Me he ganado alguna que otra indirecta en estos días con respecto a mi costumbre de almorzar en mi casa. A no ser que tenga una cita médica o alguna diligencia que hacer, todos los días salgo a descansar a mi casa. Hay ocasiones en las que no almuerzo; no suelo tener hambre a medio día. En su lugar, tomo este tiempo como un descanso y una desconexión de la jornada de trabajo: paseo a mi perro, juego con ella; leo; medito; oigo música; hasta tomo fotos. Después de una hora larguita, vuelvo descansada (y feliz) a trabajar.
Pienso que hay algo supremamente triste con comer en el escritorio. Por eso, nunca lo he hecho si no existe una razón muy poderosa de por medio: estoy estudiando algo importante, revisando alguna operación o algún documento complejo; o tal vez se prolongó una reunión e hizo irrelevante la salida a almorzar…
Veo comer en el escritorio como una prolongación del sedentarismo. Como una (mala) práctica que hace daño a la salud. A la salud mental, pues hace palidecer la frontera entre el descanso y el trabajo durante la jornada. También a la salud física, pues el cuerpo no recibe el mensaje de que está en modo de descanso; y en ocasiones no se entera si está en hora de almuerzo o no, pues las personas ni siquiera se levantan del escritorio. Salir físicamente de la oficina es un quiebre lo suficientemente dramático en la jornada como para hacer saber al cuerpo que es la hora de descansar después de una mañana productiva, y así garantizar que en la tarde el nivel del trabajo se mantiene.
En mi caso, viví dos etapas con relación a esta práctica: antes del carro y después del carro. En la primera era posible pero no practicable ir a mi casa. Opté entonces por ir a un centro comercial cercano y sentarme en las bancas a leer al medio día, aprovechando que no me da mucha hambre; o que podía comprar fruta en el supermercado si al tenía. La segunda etapa es la que ya he descrito; en la que disfruto las idas a mi casa todos los días a comer. ¿Tacos? Sí. ¿Calor? También. ¿Filas? Ni se diga; pero al final, la cara de alegría de mi perro al verme llegar, y la sensación insuperable de sentarme descalza en mi terraza al medio día, bien vale la molestia…y las indirectas.
Totalmente de acuerdo, comer en la oficina es casi como hacernos esclavos del trabajo y del tiempo, cierto que muchas ocasiones es inevitable; pero sería recomendable poder tener ese tiempo para desconectar y es que además aquí en España la comida más importante suele ser esa que hacemos sobre las dos o tres de la tarde.
Saludos, una entrada muy interesante.
Yo opino lo mismo.

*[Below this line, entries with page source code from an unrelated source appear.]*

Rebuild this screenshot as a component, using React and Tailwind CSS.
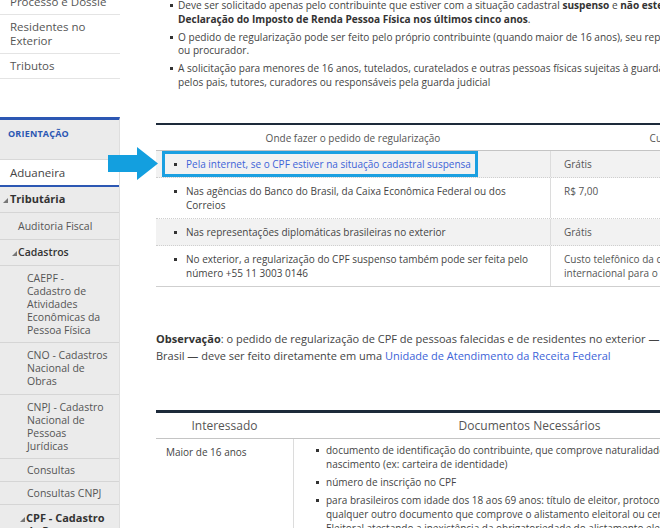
import React from "react";

const Tri = ({ className = "" }) => (
  <svg width="5" height="5" viewBox="0 0 5 5" className={"shrink-0 " + className}>
    <polygon points="5,0 5,5 0,5" fill="#777" />
  </svg>
);

const Bullet = ({ className = "" }) => (
  <span className={"inline-block w-[3px] h-[3px] bg-[#333] shrink-0 " + className} />
);

function Sidebar() {
  const upper = [["Processo e Dossiê"], ["Residentes no", "Exterior"], ["Tributos"]];
  const sub = [
    { lines: ["CAEPF -", "Cadastro de", "Atividades", "Econômicas da", "Pessoa Física"], py: "pt-[6px] pb-[5px]" },
    { lines: ["CNO - Cadastros", "Nacional de", "Obras"], py: "py-[6px]" },
    { lines: ["CNPJ - Cadastro", "Nacional de", "Pessoas", "Jurídicas"], py: "pt-[6px] pb-[5px]" },
    { lines: ["Consultas"], py: "py-[4.5px]" },
    { lines: ["Consultas CNPJ"], py: "pt-[4.5px] pb-[4px]" },
  ];
  return (
    <aside className="w-[120px] shrink-0">
      <div className="bg-white">
        {upper.map((lines, i) => (
          <div key={i} className="pl-[10px] py-[5px] text-[11.5px] leading-[14px] text-[#555] border-b border-[#e4e4e4]">
            {lines.map((l, j) => (
              <div key={j}>{l}</div>
            ))}
          </div>
        ))}
      </div>
      <div className="mt-[38px] bg-[#ebebeb] border-t-[3px] border-[#2c57b3] border-r border-r-[#dedede] h-[500px]">
        <div className="pl-[8px] pt-[8px] pb-[19px] text-[9px] leading-[12px] font-bold tracking-[0.2px] text-[#2c57b3] border-b border-[#d8d8d8]">
          ORIENTAÇÃO
        </div>
        <div className="bg-white pl-[10px] py-[5px] text-[11.5px] leading-[15px] text-[#444] border-b-2 border-[#2c57b3]">
          Aduaneira
        </div>
        <div className="flex items-center pl-[3px] pt-[5px] pb-[6px] text-[11px] leading-[14px] font-bold text-[#333] border-b border-[#d5d5d5]">
          <Tri className="mr-[2px] mt-[2px]" />
          Tributária
        </div>
        <div className="pl-[18px] pt-[7px] pb-[6px] text-[10.5px] leading-[13px] text-[#555] border-b border-[#d5d5d5]">
          Auditoria Fiscal
        </div>
        <div className="flex items-center pl-[12px] py-[6px] text-[10.5px] leading-[13px] font-semibold text-[#333] border-b border-[#d5d5d5]">
          <Tri className="mr-[1px] mt-[2px]" />
          Cadastros
        </div>
        {sub.map((s, i) => (
          <div key={i} className={"pl-[27px] text-[10.5px] leading-[13px] text-[#555] border-b border-[#d5d5d5] " + s.py}>
            {s.lines.map((l, j) => (
              <div key={j}>{l}</div>
            ))}
          </div>
        ))}
        <div className="flex items-start pl-[20px] py-[6px] text-[11px] leading-[13px] font-bold text-[#333]">
          <Tri className="mr-[1px] mt-[6px]" />
          <div>
            <div>CPF - Cadastro</div>
            <div>de Pessoas</div>
          </div>
        </div>
      </div>
    </aside>
  );
}

function TopList() {
  const items = [
    [
      <>
        Deve ser solicitado apenas pelo contribuinte que estiver com a situação cadastral <b className="font-bold text-[#333]">suspenso</b> e{" "}
        <b className="font-bold text-[#333]">não esteve obrigado a entregar a</b>
      </>,
      <>
        <b className="font-bold text-[#333]">Declaração do Imposto de Renda Pessoa Física nos últimos cinco anos</b>.
      </>,
    ],
    [
      "O pedido de regularização pode ser feito pelo próprio contribuinte (quando maior de 16 anos), seu representante legal",
      "ou procurador.",
    ],
    [
      "A solicitação para menores de 16 anos, tutelados, curatelados e outras pessoas físicas sujeitas à guarda, tutela ou curatela deve ser feita",
      "pelos pais, tutores, curadores ou responsáveis pela guarda judicial",
    ],
  ];
  return (
    <ul className="flex flex-col gap-[4.5px] text-[10.1px] leading-[13.5px] text-[#444]">
      {items.map((lines, i) => (
        <li key={i} className="flex pl-[14px]">
          <Bullet className="mt-[5px] mr-[5px]" />
          <div className="whitespace-nowrap">
            {lines.map((l, j) => (
              <div key={j}>{l}</div>
            ))}
          </div>
        </li>
      ))}
    </ul>
  );
}

function Table1() {
  const rows = [
    { bg: "bg-[#f2f2f2]", a: ["Pela internet, se o CPF estiver na situação cadastral suspensa"], b: ["Grátis"], link: true },
    { bg: "bg-white", a: ["Nas agências do Banco do Brasil, da Caixa Econômica Federal ou dos", "Correios"], b: ["R$ 7,00"] },
    { bg: "bg-[#f2f2f2]", a: ["Nas representações diplomáticas brasileiras no exterior"], b: ["Grátis"] },
    {
      bg: "bg-white",
      a: ["No exterior, a regularização do CPF suspenso também pode ser feita pelo", "número +55 11 3003 0146"],
      b: ["Custo telefônico da chamada", "internacional para o Brasil"],
      last: true,
    },
  ];
  return (
    <div className="w-[620px] mt-[34px] border-t-2 border-[#1d2a3a] text-[10px] leading-[14px]">
      <div className="grid grid-cols-[394px_226px] border-b border-[#c4c4c4] text-[#555]">
        <div className="text-center pt-[5.5px] pb-[5.5px]">Onde fazer o pedido de regularização</div>
        <div className="text-center pt-[5.5px] pb-[5.5px]">Custo</div>
      </div>
      {rows.map((r, i) => (
        <div
          key={i}
          className={
            "grid grid-cols-[394px_226px] " +
            r.bg +
            " " +
            (r.last ? "border-b border-[#cfcfcf]" : "border-b border-dotted border-[#cfcfcf]")
          }
        >
          <div className="relative flex pl-[18px] py-[6px]">
            <Bullet className="mt-[5.5px] mr-[9px]" />
            <div className={"whitespace-nowrap " + (r.link ? "text-[#3d63d8]" : "text-[#444]")}>
              {r.a.map((l, j) => (
                <div key={j}>{l}</div>
              ))}
            </div>
            {r.link && (
              <>
                <div className="absolute top-0 bottom-0 left-[6px] w-[316px] border-[3px] border-[#1ba0e1]" />
                <svg
                  className="absolute left-[-48px] top-[-4px]"
                  width="50"
                  height="33"
                  viewBox="0 0 50 33"
                >
                  <polygon points="0,8 29,8 29,0 50,16.5 29,33 29,25 0,25" fill="#139fdf" />
                </svg>
              </>
            )}
          </div>
          <div className="border-l border-[#dcdcdc] pl-[13px] py-[6px] text-[#555] whitespace-nowrap">
            {r.b.map((l, j) => (
              <div key={j}>{l}</div>
            ))}
          </div>
        </div>
      ))}
    </div>
  );
}

function Table2() {
  const items = [
    ["documento de identificação do contribuinte, que comprove naturalidade, filiação e data de", "nascimento (ex: carteira de identidade)"],
    ["número de inscrição no CPF"],
    [
      "para brasileiros com idade dos 18 aos 69 anos: título de eleitor, protocolo de alistamento eleitoral ou",
      "qualquer outro documento que comprove o alistamento eleitoral ou certidão da Justiça",
      "Eleitoral atestando a inexistência da obrigatoriedade do alistamento eleitoral",
    ],
  ];
  return (
    <div className="w-[610px] mt-[46px] border-t-[3px] border-[#1d2a3a]">
      <div className="grid grid-cols-[137px_473px] border-b border-[#c4c4c4] text-[12px] leading-[17px] text-[#555]">
        <div className="text-center py-[4px]">Interessado</div>
        <div className="text-center py-[4px]">Documentos Necessários</div>
      </div>
      <div className="grid grid-cols-[137px_473px] text-[10px] leading-[14px] text-[#444]">
        <div className="pl-[10px] pt-[6px]">Maior de 16 anos</div>
        <div className="border-l border-[#dcdcdc] pl-[22px] pt-[4px] h-[120px]">
          <ul className="flex flex-col gap-[4px]">
            {items.map((lines, i) => (
              <li key={i} className="flex">
                <Bullet className="mt-[5.5px] mr-[7px]" />
                <div className="whitespace-nowrap">
                  {lines.map((l, j) => (
                    <div key={j}>{l}</div>
                  ))}
                </div>
              </li>
            ))}
          </ul>
        </div>
      </div>
    </div>
  );
}

export default function App() {
  return (
    <div className="relative w-[660px] h-[528px] overflow-hidden bg-white font-['Open_Sans','Liberation_Sans',sans-serif]">
      <div className="flex -mt-[10px]">
        <Sidebar />
        <main className="flex-1 min-w-0 pl-[36px] pt-[9px]">
          <TopList />
          <Table1 />
          <p className="mt-[43px] w-[700px] text-[11px] leading-[17px] text-[#444] whitespace-nowrap">
            <b className="font-bold text-[#333]">Observação</b>: o pedido de regularização de CPF de pessoas falecidas e de residentes no exterior — que não possuam representante no
            <br />
            Brasil — deve ser feito diretamente em uma <span className="text-[#3d63d8]">Unidade de Atendimento da Receita Federal</span>
          </p>
          <Table2 />
        </main>
      </div>
    </div>
  );
}
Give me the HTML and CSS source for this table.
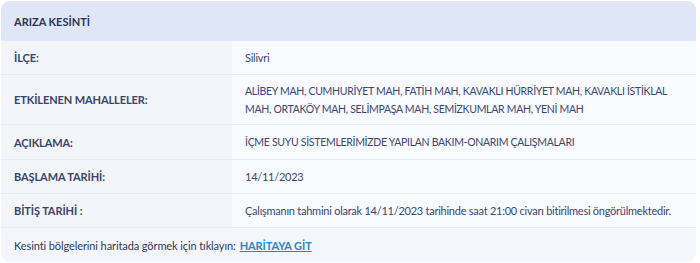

La posibilidad de almorzar en casa es calidad de vida y eso no lo negocio. En América Latina el desayuno y la cena son las comidas más importantes: el desayuno, porque es con lo que se comienza el día laboral o de estudio (que aquí empieza sobre las siete de la mañana) y la cena, pues es cuando se reúne la familia en la mesa (las jornadas de estudio imposibilitan el almuerzo) y comenta el día. Incluso yo, que vivo con mi hermano, lo hago: comemos juntos y compartimos lo que pasó en el día de cada uno. Saludos!
Qué curioso yo también suelo cenar con mi hermana, excepto cuando juega el Real Madrid que o ceno antes o después del partido, pero siempre sólo.
Eso es efecto fútbol 🙂 y es algo ocasional, pues son los partidos y es comprensible… Yo creo que cenar en familia es de lo más significativo que podemos hacer, porque es compartir nuestro día con los que más queremos. Yo siempre deseo, cuando llega la noche, que llegue mi hermano y podamos charlar un rato y saber cómo le fue.